= What you will do =
Report only the number of lines in this material that include "index".
★ ★ ★ ★ ★
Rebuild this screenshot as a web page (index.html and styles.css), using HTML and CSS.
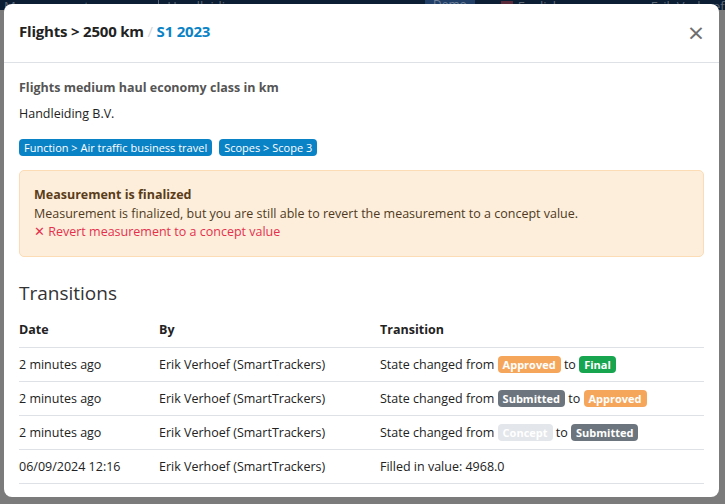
FILE: index.html
```html
<!DOCTYPE html>
<html lang="en">
<head>
    <meta charset="UTF-8">
    <title>Flights &gt; 2500 km</title>
    <link rel="stylesheet" href="styles.css">
</head>
<body>
    <div class="topbar">
        <span class="topbar-item nav">Measurements</span>
        <span class="topbar-item dots">⋯</span>
        <span class="topbar-item org-name">Handleiding</span>
        <span class="topbar-demo">Demo</span>
        <span class="topbar-item lang"><span class="flag"></span>English</span>
        <span class="topbar-bell"></span>
        <span class="topbar-item user">Erik Verhoef (</span>
    </div>

    <div class="modal">
        <div class="modal-header">
            <h5 class="modal-title">Flights &gt; 2500 km <span class="sep">/</span> <span class="period">S1 2023</span></h5>
            <span class="close">&times;</span>
        </div>

        <div class="modal-body">
            <div class="indicator">Flights medium haul economy class in km</div>
            <div class="org">Handleiding B.V.</div>
            <div class="tags">
                <span class="tag">Function &gt; Air traffic business travel</span>
                <span class="tag">Scopes &gt; Scope 3</span>
            </div>

            <div class="alert">
                <div class="alert-title">Measurement is finalized</div>
                <div>Measurement is finalized, but you are still able to revert the measurement to a concept value.</div>
                <div class="revert">&#x2715; Revert measurement to a concept value</div>
            </div>

            <h3 class="section-title">Transitions</h3>
            <table class="transitions">
                <tr>
                    <th class="col-date">Date</th>
                    <th class="col-by">By</th>
                    <th>Transition</th>
                </tr>
                <tr>
                    <td>2 minutes ago</td>
                    <td>Erik Verhoef (SmartTrackers)</td>
                    <td>State changed from <span class="state approved">Approved</span> to <span class="state final">Final</span></td>
                </tr>
                <tr>
                    <td>2 minutes ago</td>
                    <td>Erik Verhoef (SmartTrackers)</td>
                    <td>State changed from <span class="state submitted">Submitted</span> to <span class="state approved">Approved</span></td>
                </tr>
                <tr>
                    <td>2 minutes ago</td>
                    <td>Erik Verhoef (SmartTrackers)</td>
                    <td>State changed from <span class="state concept">Concept</span> to <span class="state submitted">Submitted</span></td>
                </tr>
                <tr>
                    <td>06/09/2024 12:16</td>
                    <td>Erik Verhoef (SmartTrackers)</td>
                    <td>Filled in value: 4968.0</td>
                </tr>
            </table>
        </div>
    </div>
</body>
</html>
```

FILE: styles.css
```css
html, body {
    margin: 0;
    height: 100%;
}
body {
    background-color: #7b7b7b; /* page behind the backdrop */
    font-family: "Open Sans", sans-serif;
    color: #222;
    overflow: hidden;
}
.topbar {
    height: 10px;
    background-color: #0c1e33;
    display: flex;
    align-items: flex-start;
    overflow: hidden;
}
.topbar-item {
    color: #5d6877;
    font-size: 13px;
    line-height: 10px;
    white-space: nowrap;
    padding-top: 1px;
}
.nav {
    margin-left: 4px;
}
.dots {
    margin-left: 14px;
}
.org-name {
    margin-left: 36px;
    padding-left: 8px;
    border-left: 1px solid #5d6877;
}
.topbar-demo {
    background-color: #213f66;
    color: #6d7f99;
    font-size: 12px;
    padding: 0 8px;
    line-height: 10px;
    margin-left: 185px;
}
.lang {
    margin-left: 26px;
    display: flex;
    gap: 5px;
}
.flag {
    width: 12px;
    height: 8px;
    background-color: #5a2a3a;
}
.topbar-bell {
    width: 20px;
    height: 8px;
    border-radius: 0 0 10px 10px;
    background-color: #8c2a35;
    margin-left: 50px;
}
.user {
    margin-left: 40px;
}
.modal {
    background-color: #fff;
    border-radius: 8px;
    margin: -6px 6px 0 4px;
    position: relative;
    height: 493px;
    box-sizing: border-box;
}
.modal-header {
    display: flex;
    align-items: center;
    justify-content: space-between;
    height: 58px;
    padding: 0 15px 0 15px;
    border-bottom: 1px solid #dee2e6;
}
.modal-title {
    margin: 0;
    font-size: 15px;
    font-weight: 700;
    color: #222;
    letter-spacing: -0.2px;
    margin-top: -4px;
}
.sep {
    color: #d3d7db;
    font-weight: 400;
}
.period {
    color: #0a83c6;
}
.close {
    font-size: 28px;
    color: #6e6e6e;
    line-height: 1;
    margin-top: -2px;
}
.modal-body {
    padding: 15px 15px 0 15px;
    font-size: 12.5px;
}
.indicator {
    font-weight: 700;
    color: #555;
    line-height: 20px;
}
.org {
    margin-top: 6px;
    line-height: 20px;
}
.tags {
    display: flex;
    gap: 7px;
    margin-top: 15px;
}
.tag {
    background-color: #0a83c6;
    color: #fff;
    font-size: 11px;
    line-height: 17px;
    padding: 0 5px;
    border-radius: 4px;
}
.alert {
    margin-top: 14px;
    background-color: #fdeedc;
    border: 1px solid #fbdcb4;
    border-radius: 5px;
    padding: 15px 14px 14px 14px;
    color: #4f3a21;
    font-size: 12.5px;
    line-height: 18.5px;
}
.alert-title {
    font-weight: 700;
    color: #5a3c18;
}
.revert {
    color: #e5304c;
}
.section-title {
    font-size: 19px;
    font-weight: 400;
    color: #333;
    margin: 23px 0 7px 0;
}
.transitions {
    width: 100%;
    border-collapse: collapse;
}
.transitions th {
    text-align: left;
    font-weight: 700;
    height: 34px;
    padding: 0;
    border-bottom: 1px solid #dee2e6;
}
.transitions td {
    height: 33px;
    padding: 0;
    border-bottom: 1px solid #dee2e6;
}
.col-date {
    width: 140px;
}
.col-by {
    width: 221px;
}
.state {
    display: inline-block;
    color: #fff;
    font-weight: 700;
    font-size: 11px;
    line-height: 17px;
    padding: 0 5px;
    border-radius: 4px;
}
.approved {
    background-color: #f6a65b;
}
.final {
    background-color: #17a54f;
}
.submitted {
    background-color: #6c757d;
}
.concept {
    background-color: #e3e6ea;
}
```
★ ★ ★ ★ ★
= Answer in full =
2